Cependant, jamais Nietzsche ne se dérobe aux exigences monstrueuses par lesquelles il se sent irrésistiblement saisi et entraîné : plus le marteau le frappe durement, plus résonne clair le bloc d'airain de sa volonté. Et sur cette enclume portée au rouge par le feu de la puissance, se forge, toujours plus durement, à chaque coup redoublé, la formule qui cuirasse ensuite de bronze son esprit, la « formule de la grandeur de l'homme », amor fati : ne vouloir changer aucun fait dans le passé, dans l'avenir, éternellement ; non seulement supporter la nécessité, encore moins la dissimuler, mais l'aimer. Ce chant d'amour fervent adressé aux Puissances couvre comme un dithyrambe le cri de sa propre douleur : jeté à terre, vaincu par le silence du monde, dévoré par lui-même, rongé par l'amertume de la souffrance, il ne lève jamais les mains pour demander au destin de le laisser enfin en paix. Au contraire, il réclame encore une détresse plus grande, une solitude plus profonde, une souffrance plus complète, l'épreuve la plus rigoureuse pour son endurance ; s'il lève les mains ce n'est pas pour se dérober, mais pour lancer la magnifique prière du héros : « Ô volonté de mon âme, que j'appelle destin, toi qui es en moi, toi qui es au-dessus de moi, conserve-moi et préserve-moi pour un grand destin. »

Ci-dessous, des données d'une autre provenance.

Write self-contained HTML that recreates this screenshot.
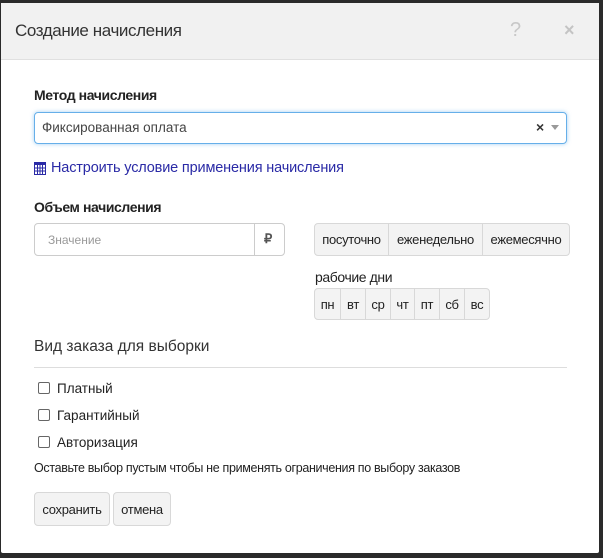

Or, celui qui sait prier avec tant de grandeur est toujours exaucé.
2
Double portrait
Le pathos de l'attitude n'appartient pas à la grandeur ; qui a besoin d'attitude est faux... Méfions-nous de tous les hommes pittoresques !
Image pathétique du héros. Voici comment le campe le mensonge marmoréen, la légende pittoresque : une tête héroïque hautainement dressée, un haut front voûté, raviné par de sombres pensées, la vague des cheveux pesant puissamment sur une nuque forte et saillante. Sous les paupières en broussaille luit un regard de faucon ; chaque muscle de ce visage puissant est tendu de volonté, de santé et de vigueur. La moustache à la Vercingétorix tombant virilement sur une bouche âpre et sur le menton proéminent montre le guerrier barbare, et involontairement on complète cette tête de lion robustement musclée par un corps de Viking germanique s'avançant à grands pas, avec le glaive de la victoire, le cor de chasse et la lance.